* Start Source data *

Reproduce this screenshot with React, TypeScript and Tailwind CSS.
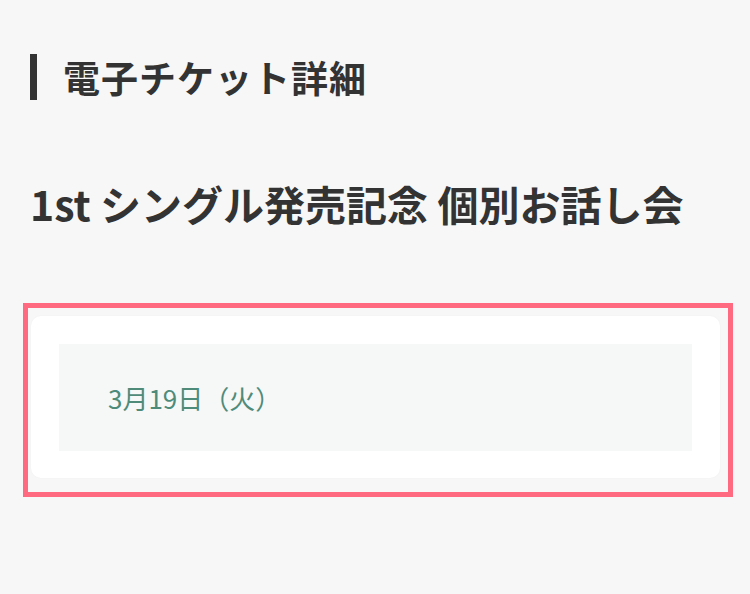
import React from 'react';

// 電子チケット詳細ページ
const App: React.FC = () => {
  return (
    <div className="min-h-[594px] w-[750px] bg-[#f7f7f7] font-['Noto_Sans_CJK_JP','Noto_Sans',sans-serif] text-[#333333]">
      <div className="px-[30px] pt-[54px]">
        <h2 className="flex h-[46px] items-center border-l-[7px] border-[#333333] pl-[26px] text-[37px] font-semibold leading-[46px] tracking-[1px]">
          電子チケット詳細
        </h2>
        <h1 className="mt-[83px] text-[41px] font-bold leading-[40px]">
          1st シングル発売記念 個別お話し会
        </h1>
      </div>

      <div className="ml-[23px] mr-[17px] mt-[80px] h-[194px] border-[5px] border-[#ff6a80] pb-[13px] pl-[3px] pr-[8px] pt-[8px]">
        <div className="h-[162px] rounded-[10px] bg-white p-[28px] shadow-[0_0_2px_rgba(0,0,0,0.04)]">
          <div className="flex h-[107px] items-center bg-[#f6f7f7] pl-[49px]">
            <span className="text-[26px] leading-none text-[#4f8b79]">3月19日（火）</span>
          </div>
        </div>
      </div>
    </div>
  );
};

export default App;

* End Source data *

Reproduce the listing above exactly, excluding all pictures.

Solution for this problem:
Reproduce this screenshot with React, TypeScript and Tailwind CSS.
import React from 'react';

// 電子チケット詳細ページ
const App: React.FC = () => {
  return (
    <div className="min-h-[594px] w-[750px] bg-[#f7f7f7] font-['Noto_Sans_CJK_JP','Noto_Sans',sans-serif] text-[#333333]">
      <div className="px-[30px] pt-[54px]">
        <h2 className="flex h-[46px] items-center border-l-[7px] border-[#333333] pl-[26px] text-[37px] font-semibold leading-[46px] tracking-[1px]">
          電子チケット詳細
        </h2>
        <h1 className="mt-[83px] text-[41px] font-bold leading-[40px]">
          1st シングル発売記念 個別お話し会
        </h1>
      </div>

      <div className="ml-[23px] mr-[17px] mt-[80px] h-[194px] border-[5px] border-[#ff6a80] pb-[13px] pl-[3px] pr-[8px] pt-[8px]">
        <div className="h-[162px] rounded-[10px] bg-white p-[28px] shadow-[0_0_2px_rgba(0,0,0,0.04)]">
          <div className="flex h-[107px] items-center bg-[#f6f7f7] pl-[49px]">
            <span className="text-[26px] leading-none text-[#4f8b79]">3月19日（火）</span>
          </div>
        </div>
      </div>
    </div>
  );
};

export default App;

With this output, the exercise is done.